I´ll end this note with a query, if you don´t mind, on my point about
the title of the essay referenced by Sperber, "New tests of RT from
IS". As you note in your post, you mean "new" as opposed to your
earlier essays, including this under review write now, where you do
call Grice explicitly. You mentioned things like the dichotomy between
"artificial" versus, I assume, relevance. And I don´t think I am too
wrong-headed then that your essay would rather read as, if you excuse
me the taking of this liberty, "New tests for RT from IS"?

And it´s here _against_ much shallowness in, as you say, and not
hyperbolically, I hope, "thousands" of essays dealing with what you
deal in that masterful essay, with a wink to Grice!

All best wishes,

Cheers,

J. L. Speranza
   for the Grice Circle
        bloggers.griceclub

                  not a "newbie" but forever young at heart!

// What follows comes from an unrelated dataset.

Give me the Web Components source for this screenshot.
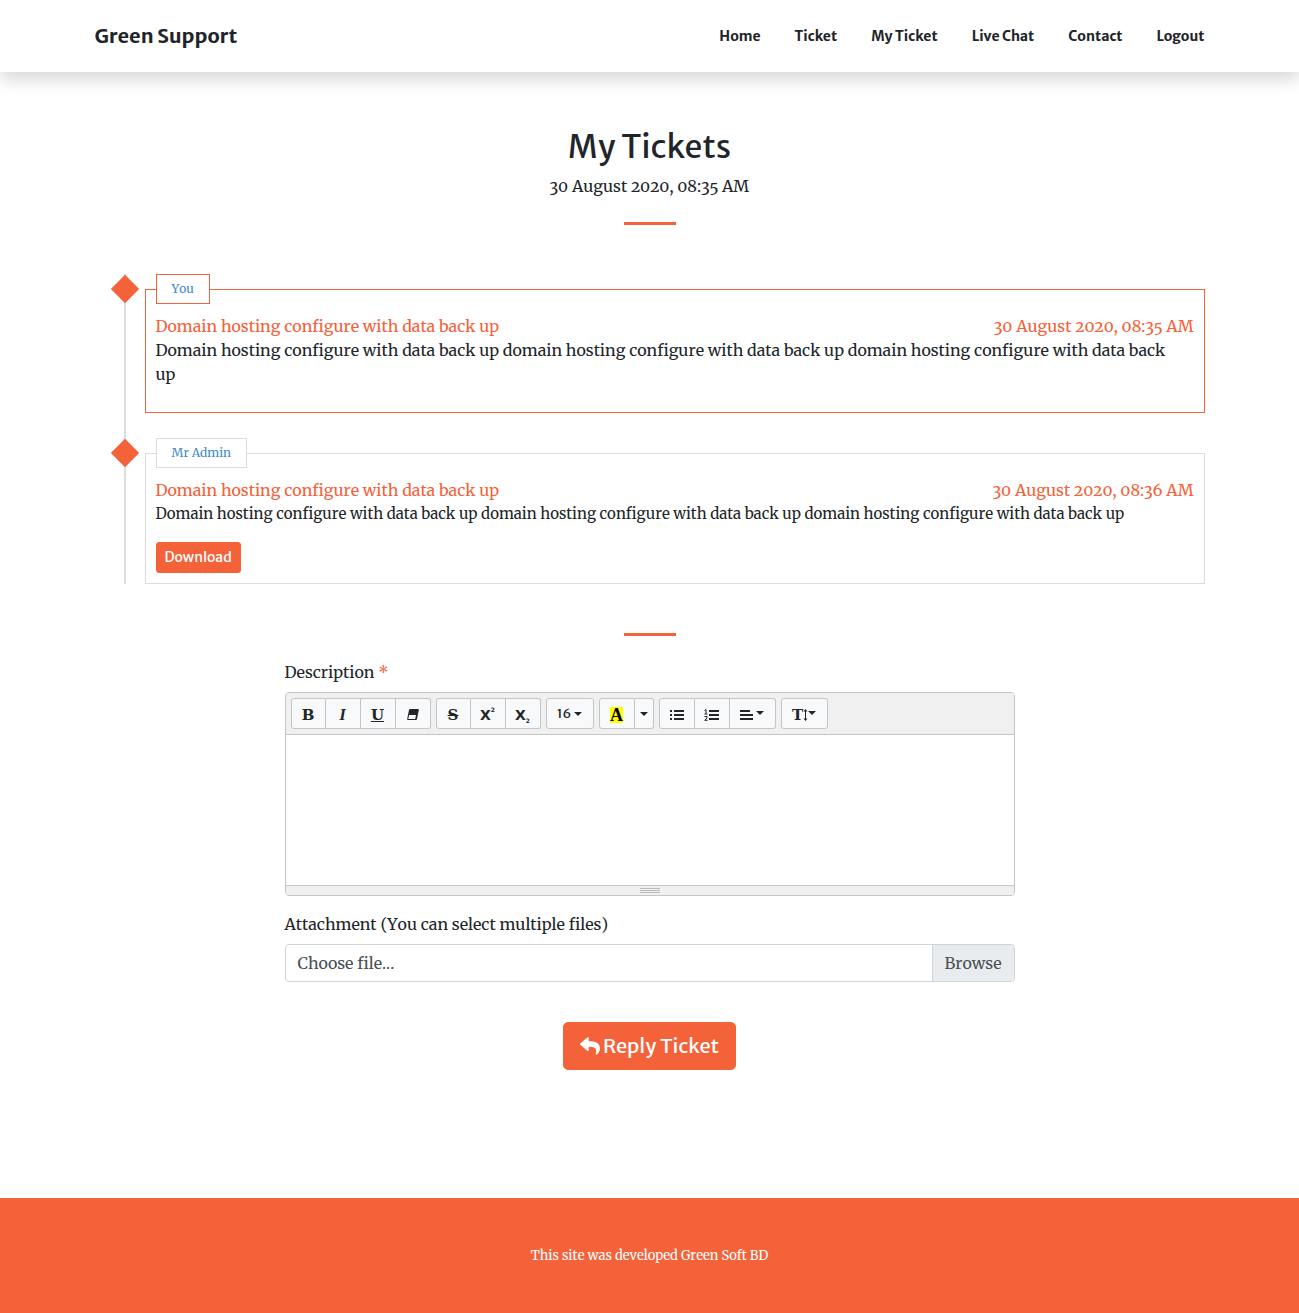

(*) Recently, L. Horn wrote a paper on negation, squatitive and other,
and he let me have the mimeo. I said, "But surely you are forgetting
Grice´s "unpublications"". Horn was dealing with the reanalysis of
things like "unpublication" from "unpublished". He eventually got that
rightly quoted and we discussed (and he with Warner) the distinction of
scare-quoted uses of the term from natural ones. All very fun.

(**) A machine which could not _lie_ would be for Grice, possibly just
as ´dangerous´, to use your word (?) than one which questioned -- as
his did -- "sticky wicket"! And cfr. "we are not computers" as cited by
Chapman, in _Grice_, Macmillan, Palgrave).